Michio Kushi has written over fifty books, including The Book of Macrobiotics, The Cancer Prevention Diet, Diet for a Strong Heart, One Peaceful World, The Book of Do-In, Macrobiotic Palm Healing, Holistic Health Through Macrobiotics, and The Gospel of Peace: Jesus’s Teachings of Eternal Truth. He is the father of five children, including one of whom, passed away, and many grandchildren. Michio lives in the Boston area with his wife Midori Hiyashi Kushi
Descended from rural samurai, Aveline grew up in the deep mountains of central Japan. From ancient times, her village was renowned as the home of Princess Kushi Inada-Hime, the Wondrous Princess of the Rice Fields, who with her husband introduced rice, soybeans, and other foods to the island nation.
From her devout Christian parents, Aveline inherited qualities of faith, patience, and perseverance that would see her through the hardships of World War II. After surviving life-and-death illness, she left her position teaching schoolchildren and went to Tokyo to enroll in the macrobiotic school: Maison Ignoramus (The School of Ignorance) founded by educator George Ohsawa. There she became inspired by the dream of realizing a world of enduring peace by elevating humankind’s physical, mental, and spiritual health, beginning with eating a balanced daily diet. She also studied martial arts with Morihei Ueshiba, the founder of Aikido.
Recognizing her leadership ability, Mr. Ohsawa sent her to America in 1951 to help spread his teachings. She met Michio Kushi, and the two started traveling and teaching together, and they eventually married.
Erewhon Trading Company was founded in Aveline’s home kitchen, and thanks to Aveline, rice farms in California, Arkansas, and other states first began to grow organic brown rice in the United States.

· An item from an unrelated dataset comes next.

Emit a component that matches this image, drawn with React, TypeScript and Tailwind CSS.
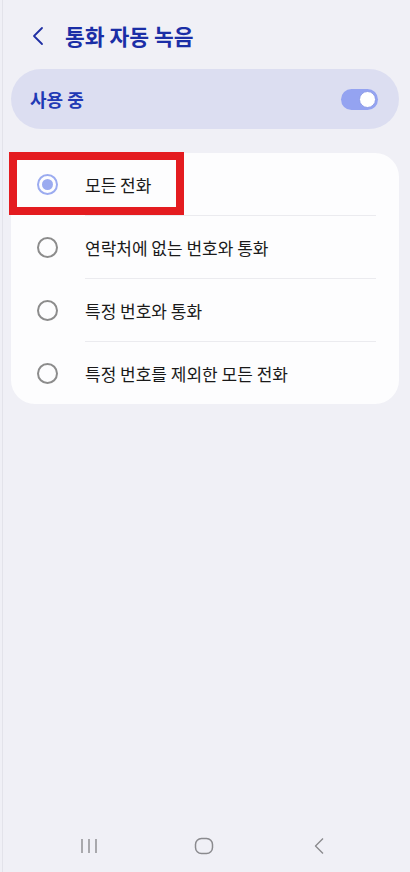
import React from "react";

const items = [
  { label: "모든 전화", checked: true },
  { label: "연락처에 없는 번호와 통화", checked: false },
  { label: "특정 번호와 통화", checked: false },
  { label: "특정 번호를 제외한 모든 전화", checked: false },
];

export default function App() {
  return (
    <div
      className="relative w-[410px] h-[872px] bg-[#f0f0f6] flex flex-col overflow-hidden"
      style={{ fontFamily: '"Noto Sans CJK KR", "Noto Sans", sans-serif' }}
    >
      <div className="absolute left-[2px] top-0 h-full w-[1px] bg-[#e3e3ea]" />
      {/* Header */}
      <div className="flex items-center h-[36px] mt-[18px] pl-[31px]">
        <svg width="14" height="20" viewBox="0 0 14 20" className="mr-[20px]">
          <path d="M11 2 L3 10 L11 18" fill="none" stroke="#1f2fa3" strokeWidth="1.8" strokeLinecap="round" strokeLinejoin="round" />
        </svg>
        <span className="text-[21.5px] font-bold text-[#1a2ea6] leading-none">통화 자동 녹음</span>
      </div>

      {/* Master switch */}
      <div className="mx-[11px] mt-[15px] h-[60px] rounded-full bg-[#dcdef1] flex items-center justify-between pl-[19px] pr-[21px]">
        <span className="text-[18px] font-bold text-[#2139b5] leading-none">사용 중</span>
        <div className="w-[37px] h-[21px] rounded-full bg-[#94a3f1] flex items-center justify-end pr-[2px]">
          <div className="w-[17px] h-[17px] rounded-full bg-white border border-[#8d9ce8]" />
        </div>
      </div>

      {/* Options card */}
      <div className="mx-[11px] mt-[24px] bg-[#fdfdfe] rounded-[24px] flex flex-col">
        {items.map((it, i) => (
          <div key={i} className="flex flex-col">
            {i > 0 && <div className="ml-[74px] mr-[23px] h-[1px] bg-[#ebebef]" />}
            <div className="h-[62px] flex items-center pl-[26px]">
              {it.checked ? (
                <div className="w-[21px] h-[21px] rounded-full border-2 border-[#9babf0] flex items-center justify-center">
                  <div className="w-[11px] h-[11px] rounded-full bg-[#9babf0]" />
                </div>
              ) : (
                <div className="w-[21px] h-[21px] rounded-full border-2 border-[#8c8c8c]" />
              )}
              <span className="ml-[27px] text-[17px] text-[#1a1a1a] leading-none">{it.label}</span>
            </div>
          </div>
        ))}
      </div>

      {/* Red highlight box */}
      <div className="absolute left-[9px] top-[152px] w-[175px] h-[63px] border-[8px] border-[#e41c20]" />

      {/* Nav bar */}
      <div className="mt-auto h-[46px] mb-[3px] flex items-center pl-[69px] gap-[75px]">
        <div className="w-[40px] flex justify-center">
          <svg width="18" height="16" viewBox="0 0 18 16">
            <path d="M2 1 V15 M9 1 V15 M16 1 V15" stroke="#8a8a8e" strokeWidth="1.4" />
          </svg>
        </div>
        <div className="w-[40px] flex justify-center">
          <svg width="20" height="18" viewBox="0 0 20 18">
            <rect x="1.5" y="1.5" width="17" height="15" rx="6" fill="none" stroke="#8a8a8e" strokeWidth="1.5" />
          </svg>
        </div>
        <div className="w-[40px] flex justify-center">
          <svg width="14" height="18" viewBox="0 0 14 18">
            <path d="M11 1.5 L3.5 9 L11 16.5" fill="none" stroke="#8a8a8e" strokeWidth="1.4" strokeLinejoin="round" />
          </svg>
        </div>
      </div>
    </div>
  );
}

As mother to four sons and one daughter, Aveline took an avid interest in family and women’s health to which she devoted many classes and seminars. In addition, she mastered and taught several traditional arts and spiritual practices, including Noh drama, the tea ceremony, futon-making, haiku composition, painting with watercolors, and chanting and meditation. She wrote many books including The Book of Miso, Aveline Kushi’s Complete Guide to Macrobiotic Cooking, and her autobiography Aveline: The Life and Dream of the Woman Behind Macrobiotics Today. Her own favorite book was the teachings of Namboku Mizuno, an 18th century Japanese diet and health reformer, which she translated and published in English as Food Governs Your Destiny. Lily, the Kushi’s daughter, passed away in 1995.
Aveline passed away in 2001 at age seventy-eight and is buried on the Kushi Institute property in Becket. An Aveline Peace Park is being planned for the site.